Whilst I would accept that s 60 means that a worker who was on workers compensation but who did not attend work in a accordance with a return to work program agreed to by the worker, the employer and the insurer (Workplace Injury Management And Workers Compensation Act 1998 (NSW) s 48A), could not be disadvantaged for non-compliance because of his or her absence as part of the emergency services.
However, protection under s 60B (to the extent it can be applied to an insurer) will not apply if the insurer makes a decision to reduce or stop compensation benefits if there is evidence that the worker is no longer entitled to them. That is not ‘victimising’ the employee on the basis of him or her ‘being absent’. It is making a decision in accordance with the provisions of the Workplace Injury Management And Workers Compensation Act 1998 (NSW).
Australia over my life-time has taken a more and more punitive approach to people on compensation or social security – ‘Of all of the factoids bequeathed to us by departing treasurer Joe Hockey, the most dangerous is that the Australian population can be divided into two: “lifters” and “leaners”.’ (Peter Martin, ‘Hockey’s dangerous legacy: We’re neither lifters nor leaners’ Sydney Morning Herald (September 18, 2015).
This attitude and (until COVID-19) the punitive approach to welfare and compensation has meant that more and more law has been passed to ensure that no-one gets one-cent more than they are entitled to – mutual obligation requirements that require people to apply for jobs they’ll never get, cashless welfare card, having to submit to multiple medical examinations, private investigators videoing people trying to function and (until COVID-19) an ‘Newstart’ allowance that committed recipients to live in poverty. Legislation like the Civil Liability Act 2002 (NSW) was intended to and has made claims for common law compensation harder and reduced the amount of damages that an be paid. It is not surprising that there are many provisions in the workers compensation legislation to ensure that insurers not only can, but given their duties to their shareholders and clients, must seek to minimise payments hence we see and hear reports of intolerable conduct – close supervision etc. Whether you have to report constantly to Centrelink or an insurer, being ‘on compo’ is no luxury.
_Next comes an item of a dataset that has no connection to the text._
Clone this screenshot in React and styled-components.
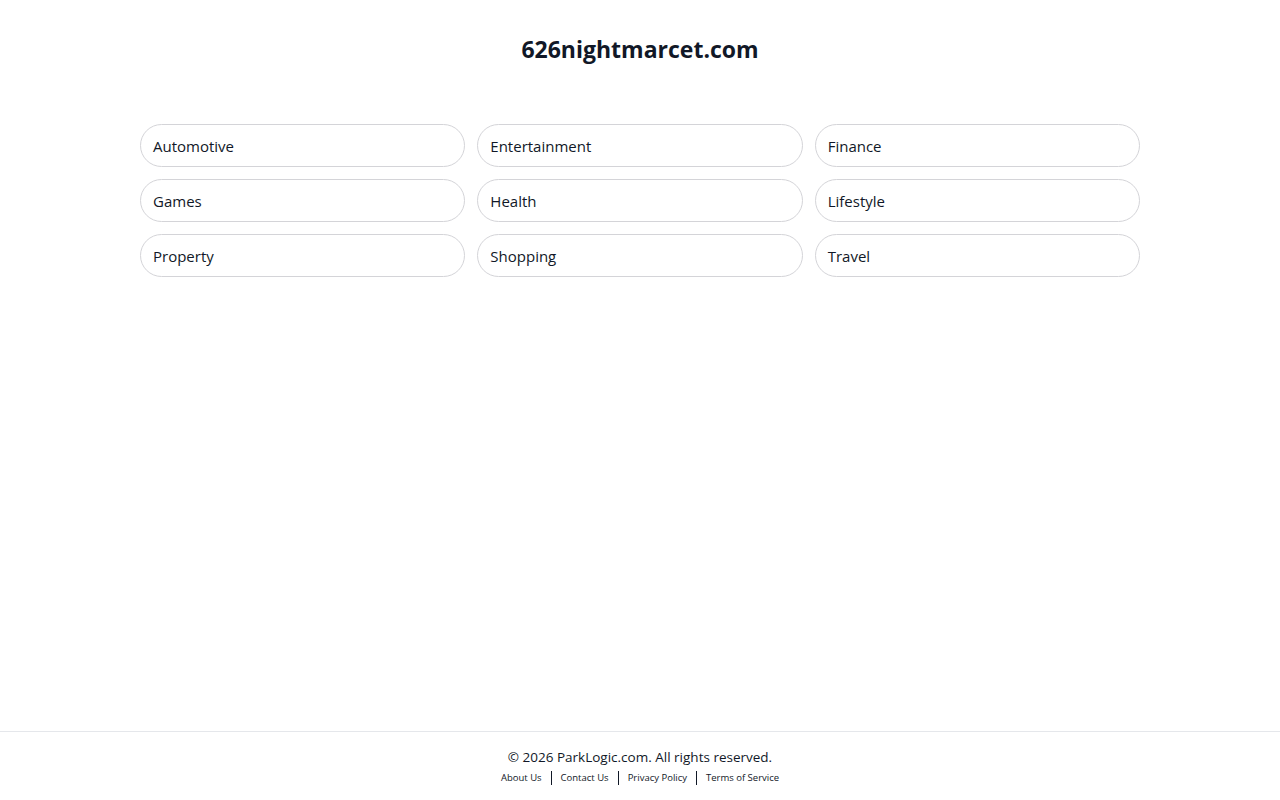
import React from 'react';
import styled, { createGlobalStyle } from 'styled-components';

const categories = [
  'Automotive', 'Entertainment', 'Finance',
  'Games', 'Health', 'Lifestyle',
  'Property', 'Shopping', 'Travel',
];

const links = ['About Us', 'Contact Us', 'Privacy Policy', 'Terms of Service'];

const GlobalStyle = createGlobalStyle`
  html, body {
    margin: 0;
    padding: 0;
    background: #fff;
    font-family: "Open Sans", "Noto Sans", "DejaVu Sans", sans-serif;
    color: #111827;
  }
`;

export default function App() {
  return (
    <>
      <GlobalStyle />
      <Page>
        <Main>
          <Title>626nightmarcet.com</Title>
          <Grid>
            {categories.map(name => (
              <Category key={name} href="#">{name}</Category>
            ))}
          </Grid>
        </Main>
        <Footer>
          <Copyright>© 2026 ParkLogic.com. All rights reserved.</Copyright>
          <LinkRow>
            {links.map(l => (
              <FooterLink key={l} href="#">{l}</FooterLink>
            ))}
          </LinkRow>
        </Footer>
      </Page>
    </>
  );
}

const Page = styled.div`
  display: flex;
  flex-direction: column;
  min-height: 100vh;
`;

const Main = styled.main`
  flex: 1;
  display: flex;
  flex-direction: column;
  align-items: center;
  padding-top: 33px;
`;

const Title = styled.h1`
  margin: 0 0 59px;
  font-size: 23px;
  line-height: 32px;
  font-weight: 700;
  color: #111827;
`;

const Grid = styled.div`
  display: grid;
  grid-template-columns: repeat(3, 1fr);
  column-gap: 12px;
  row-gap: 12px;
  width: 1000px;
`;

const Category = styled.a`
  display: flex;
  align-items: center;
  height: 43px;
  box-sizing: border-box;
  padding: 0 12px;
  border: 1px solid #d4d4d8;
  border-radius: 22px;
  font-size: 15px;
  color: #111827;
  text-decoration: none;
`;

const Footer = styled.footer`
  border-top: 1px solid #e5e7eb;
  padding: 15px 0 15px;
  display: flex;
  flex-direction: column;
  align-items: center;
`;

const Copyright = styled.div`
  font-size: 13.5px;
  line-height: 20px;
  color: #111827;
`;

const LinkRow = styled.div`
  display: flex;
  align-items: center;
  margin-top: 4px;
`;

const FooterLink = styled.a`
  font-size: 9.5px;
  line-height: 14px;
  padding: 0 9px;
  color: #111827;
  text-decoration: none;
  border-left: 1px solid #111827;

  &:first-child {
    border-left: none;
  }
`;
To the extent that s 60B might apply to an insurer it would be, as it is for an employer, limited. It involves victimisation due to absence. I suspect an insurer that saw that a person who was able to take active part in an emergency response would be able to point to evidence to show that any decision was not due to the person’s ‘absence’ whilst responding but what their response indicated about their eligibility to compensation.
The claim that the insurer said it was ok ‘as long as what they do complies with the medical certificate’ just opens the door to an argument of what was permitted, and what did the person do. The employee may say they did no more, the insurer may disagree. That can only be resolved through the dispute resolution processes in the legislation.
Remember that a workers’ compensation insurer is not the worker’s insurer. It is the employer’s insurer. And the primary obligation of any company is to its shareholders. They may make money by being an insurer and they have to protect employers by paying out compensation as required by law; but they also make sure they don’t pay out anymore than that which is required by law.